Kuiper Belt Objects and vast numbers of comets are much farther out than Pluto yet still under the gravitational sway of the Sun. But all save a few of these bodies would have to be represented by objects too small to see with the naked eye. So in the 1,000-yard model, how much farther than the orbit of Pluto would you have to go to reach the nearest star system (the Alpha Centauri system)? 5 miles? 10 miles? Maybe 100 miles?

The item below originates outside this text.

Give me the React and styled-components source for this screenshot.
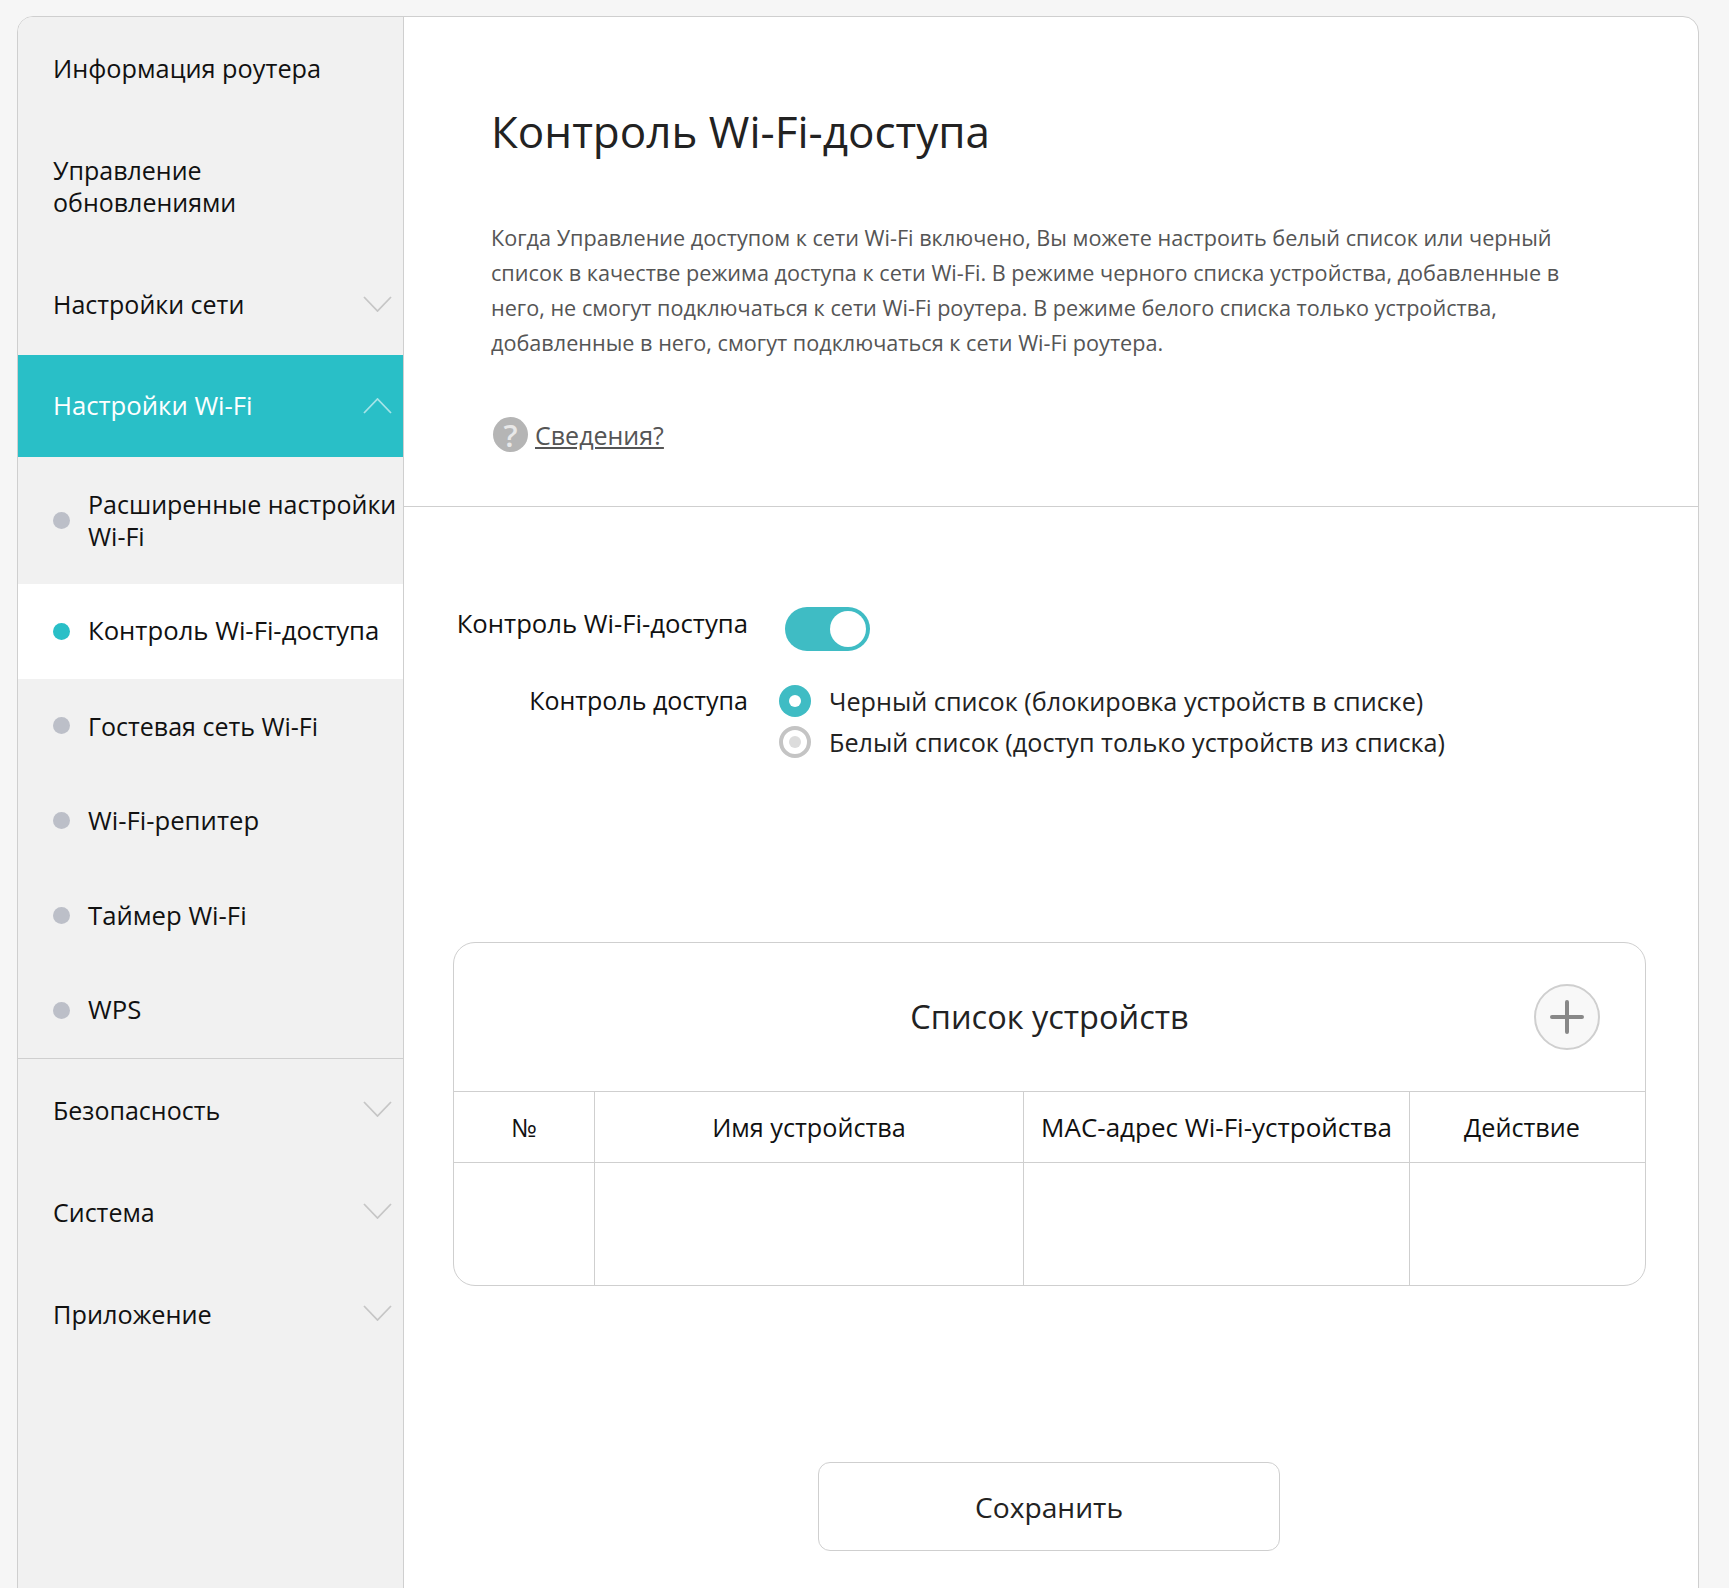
import React from 'react'
import styled, { createGlobalStyle } from 'styled-components'

const GlobalStyle = createGlobalStyle`
  html, body {
    margin: 0;
    padding: 0;
    background: #f6f6f6;
  }
  * {
    box-sizing: border-box;
  }
`

const Page = styled.div`
  height: 1588px;
  overflow: hidden;
  padding: 16px 30px 0 17px;
  font-family: "Open Sans", "Noto Sans", sans-serif;
  font-size: 25px;
  color: #111;
`

const Panel = styled.div`
  display: grid;
  grid-template-columns: 386px 1fr;
  height: 1650px;
  background: #fff;
  border: 1px solid #cfcfcf;
  border-radius: 16px;
  overflow: hidden;
`

const Sidebar = styled.nav`
  background: #f1f1f1;
  border-right: 1px solid #cfcfcf;
`

const NavRow = styled.div`
  display: flex;
  align-items: center;
  justify-content: space-between;
  padding: 35px 11px 35px 35px;
  line-height: 32px;
  font-size: ${(props) => props.wide ? '25.7px' : props.mid ? '25.3px' : 'inherit'};
  background: ${(props) => props.active ? '#29bfc7' : 'transparent'};
  color: ${(props) => props.active ? '#fff' : '#111'};
`

const Chevron = styled.svg`
  width: 29px;
  height: 16px;
  fill: none;
  stroke: ${(props) => props.active ? '#a5e4e8' : '#c6c6c6'};
  stroke-width: 1.8;
  margin-top: -1px;
`

const SubList = styled.div`
  border-bottom: 1px solid #cfcfcf;
`

const SubRow = styled.div`
  display: flex;
  align-items: center;
  gap: 18px;
  padding: 31.4px 0 31.4px 35px;
  line-height: 32px;
  font-size: ${(props) => props.wide ? '25.7px' : 'inherit'};
  background: ${(props) => props.active ? '#fff' : 'transparent'};
`

const Dot = styled.span`
  flex: none;
  width: 17px;
  height: 17px;
  border-radius: 50%;
  background: ${(props) => props.active ? '#29bfc7' : '#bcbfc8'};
`

const Main = styled.main`
  min-width: 0;
`

const Intro = styled.section`
  padding: 87px 87px 54px;
  border-bottom: 1px solid #cfcfcf;
`

const Title = styled.h1`
  margin: 0;
  font-size: 44px;
  font-weight: 400;
  line-height: 54px;
  color: #222;
`

const Description = styled.p`
  margin: 62px 0 0;
  font-size: 21.65px;
  line-height: 35px;
  color: #555;
  white-space: nowrap;
`

const HelpRow = styled.div`
  display: flex;
  align-items: center;
  gap: 7px;
  height: 35px;
  margin-top: 57px;
  margin-left: 2px;
`

const HelpIcon = styled.span`
  display: flex;
  align-items: center;
  justify-content: center;
  width: 35px;
  height: 35px;
  border-radius: 50%;
  background: #b5b5b5;
  color: #e8e8e8;
  font-size: 31px;
  font-weight: 600;
`

const HelpLink = styled.a`
  color: #555;
  text-decoration: underline;
  font-size: 25px;
`

const Form = styled.section`
  display: grid;
  grid-template-columns: 344px 1fr;
  column-gap: 37px;
  padding-top: 100px;
`

const Label = styled.div`
  text-align: right;
  line-height: 32px;
  font-size: ${(props) => props.wide ? '25.7px' : '25px'};
  margin-top: ${(props) => props.top || 0}px;
`

const Toggle = styled.div`
  display: flex;
  justify-content: flex-end;
  align-items: center;
  width: 85px;
  height: 44px;
  padding-right: 4px;
  border-radius: 22px;
  background: #3fbcc4;
`

const Knob = styled.span`
  width: 36px;
  height: 36px;
  border-radius: 50%;
  background: #fff;
`

const RadioGroup = styled.div`
  grid-column: 2;
  margin-left: -6px;
  margin-top: 29px;
`

const RadioRow = styled.div`
  display: flex;
  align-items: center;
  gap: 18px;
  height: 41px;
  font-size: 25.2px;
  color: #222;
`

const Radio = styled.span`
  display: flex;
  align-items: center;
  justify-content: center;
  width: 32px;
  height: 32px;
  border-radius: 50%;
  background: ${(props) => props.checked ? '#3fbcc4' : '#fff'};
  border: ${(props) => props.checked ? 'none' : '4px solid #c4c4c4'};
`

const RadioDot = styled.span`
  width: 12px;
  height: 12px;
  border-radius: 50%;
  background: ${(props) => props.checked ? '#fff' : '#dcdcdc'};
`

const Card = styled.section`
  position: relative;
  margin: 180px 49px 0;
  border: 1px solid #cfcfcf;
  border-radius: 22px;
  width: 1193px;
  overflow: hidden;
`

const CardHeader = styled.div`
  display: flex;
  align-items: center;
  justify-content: center;
  height: 148px;
  padding-bottom: 2px;
  font-size: 32.5px;
  color: #222;
`

const AddButton = styled.button`
  position: absolute;
  top: 41px;
  right: 45px;
  display: flex;
  align-items: center;
  justify-content: center;
  width: 66px;
  height: 66px;
  padding: 0;
  border: 2px solid #cfcfcf;
  border-radius: 50%;
  background: #f8f8f8;
`

const Grid = styled.div`
  display: grid;
  grid-template-columns: 140px 429px 386px 1fr;
  grid-template-rows: 71px 123px;
`

const Cell = styled.div`
  display: flex;
  align-items: center;
  justify-content: center;
  padding-right: ${(props) => props.last ? '11px' : '0'};
  border-top: 1px solid #cfcfcf;
  border-left: ${(props) => props.first ? 'none' : '1px solid #cfcfcf'};
  font-size: ${(props) => props.wide ? '26px' : '25.2px'};
  white-space: nowrap;
`

const SaveButton = styled.button`
  display: block;
  width: 462px;
  height: 89px;
  margin: 176px 0 0 414px;
  border: 1px solid #cfcfcf;
  border-radius: 12px;
  background: #fff;
  font-family: inherit;
  font-size: 28.2px;
  color: #222;
`

const Arrow = ({ up, active }) => (
  <Chevron viewBox="0 0 29 16" active={active}>
    <polyline points={up ? '1,15 14.5,1 28,15' : '1,1 14.5,15 28,1'} />
  </Chevron>
)

const subItems = [
  { name: 'Расширенные настройки Wi-Fi' },
  { name: 'Контроль Wi-Fi-доступа', wide: true, active: true },
  { name: 'Гостевая сеть Wi-Fi' },
  { name: 'Wi-Fi-репитер', wide: true },
  { name: 'Таймер Wi-Fi', wide: true },
  { name: 'WPS', wide: true }
]

const columns = ['№', 'Имя устройства', 'MAC-адрес Wi-Fi-устройства', 'Действие']

const App = () => (
  <Page>
    <GlobalStyle />
    <Panel>
      <Sidebar>
        <NavRow mid>Информация роутера</NavRow>
        <NavRow>Управление<br />обновлениями<span /></NavRow>
        <NavRow>Настройки сети <Arrow /></NavRow>
        <NavRow active wide>Настройки Wi-Fi <Arrow up active /></NavRow>
        <SubList>
          {subItems.map((item) => (
            <SubRow key={item.name} active={item.active} wide={item.wide}>
              <Dot active={item.active} />
              <span>{item.name}</span>
            </SubRow>
          ))}
        </SubList>
        <NavRow>Безопасность <Arrow /></NavRow>
        <NavRow>Система <Arrow /></NavRow>
        <NavRow mid>Приложение <Arrow /></NavRow>
      </Sidebar>
      <Main>
        <Intro>
          <Title>Контроль Wi-Fi-доступа</Title>
          <Description>
            Когда Управление доступом к сети Wi-Fi включено, Вы можете настроить белый список или черный<br />
            список в качестве режима доступа к сети Wi-Fi. В режиме черного списка устройства, добавленные в<br />
            него, не смогут подключаться к сети Wi-Fi роутера. В режиме белого списка только устройства,<br />
            добавленные в него, смогут подключаться к сети Wi-Fi роутера.
          </Description>
          <HelpRow>
            <HelpIcon>?</HelpIcon>
            <HelpLink>Сведения?</HelpLink>
          </HelpRow>
        </Intro>
        <Form>
          <Label wide top={1}>Контроль Wi-Fi-доступа</Label>
          <Toggle><Knob /></Toggle>
          <Label top={33}>Контроль доступа</Label>
          <RadioGroup>
            <RadioRow><Radio checked><RadioDot checked /></Radio>Черный список (блокировка устройств в списке)</RadioRow>
            <RadioRow><Radio><RadioDot /></Radio>Белый список (доступ только устройств из списка)</RadioRow>
          </RadioGroup>
        </Form>
        <Card>
          <CardHeader>Список устройств</CardHeader>
          <AddButton aria-label="Добавить">
            <svg width="34" height="34" viewBox="0 0 34 34" fill="none" stroke="#888" strokeWidth="4" strokeLinecap="round">
              <path d="M17 2v30M2 17h30" />
            </svg>
          </AddButton>
          <Grid>
            {columns.map((name, i) => <Cell key={name} first={i === 0} wide={i === 2} last={i === 3}>{name}</Cell>)}
            {columns.map((name, i) => <Cell key={name} first={i === 0} />)}
          </Grid>
        </Card>
        <SaveButton>Сохранить</SaveButton>
      </Main>
    </Panel>
  </Page>
)

export default App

If the soccer ball (our Sun), the peppercorn, and the pinheads (Earth and its fellow planets) were scattered in a large field in New York, we would have to picture all of North America completely deserted—except for a similar field with three balls and perhaps a few more bits of nuts and rubble— somewhere in Alaska. That would be the Alpha Centauri star system, the nearest to our own.
Interestingly, of all the transitions—from on-Earth distances to the Moon, the Moon to the planets, the planets to the stars, the stars to the galaxy, and the galaxy to the universe—by far the greatest ratio is that of stellar distances to planetary. The Milky Way's satellite galaxies are little more than one Milky Way length away from the Milky Way. M31 is only about 25 Milky Way lengths away. The center of the Virgo Galaxy Cluster is only about 600 Milky Way lengths away. Even the farthest galaxies and quasars ever observed are only about 12,000 or 13,000 Milky Way lengths away. By comparison, Earth's distance from Alpha Centauri is about 270,000 times farther than Earth's distance from the Sun.